VJEPA: Variational Joint Embedding Predictive Architectures as Probabilistic World Models

Joint Embedding Predictive Architectures (JEPA) offer a scalable paradigm for self-supervised learning by predicting latent representations rather than reconstructing high-entropy observations. However, existing formulations rely on deterministic regression objectives, which masks probabilistic semantics and limits its applicability in stochastic control. We introduce \emph{Variational JEPA (VJEPA)}, a probabilistic generalization that learns a predictive distribution over future latent states via a variational objective. We show that VJEPA unifies representation learning with Predictive State Representations (PSRs) and Bayesian filtering, establishing that sequential modeling does not require autoregressive observation likelihoods.
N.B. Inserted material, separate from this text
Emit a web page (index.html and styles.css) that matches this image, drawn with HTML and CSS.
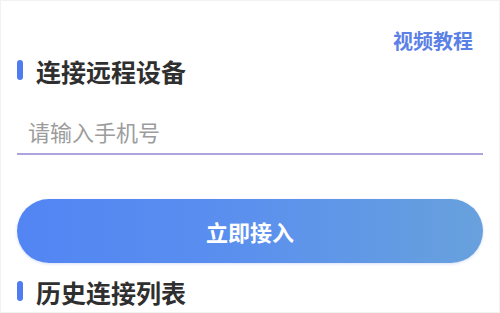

Theoretically, we prove that VJEPA representations serve as sufficient information states for optimal control without pixel reconstruction, while providing formal guarantees for collapse avoidance. We further propose \emph{Bayesian JEPA (BJEPA)}, which extends the VJEPA framework to factorize predictive belief into a learned dynamics expert and a modular prior expert, enabling zero-shot task transfer and constraints satisfactions (e.g., goals, physics) via a Product of Experts. Empirically, VJEPA filters out high-variance nuisance distractors that cause representation collapse in generative baselines. By enabling principled uncertainty estimation (e.g. constructing credible intervals via sampling) while remaining likelihood-free regarding observations, VJEPA provides a foundational framework for scalable, robust, uncertainty-aware planning in high-dimensional, noisy environments.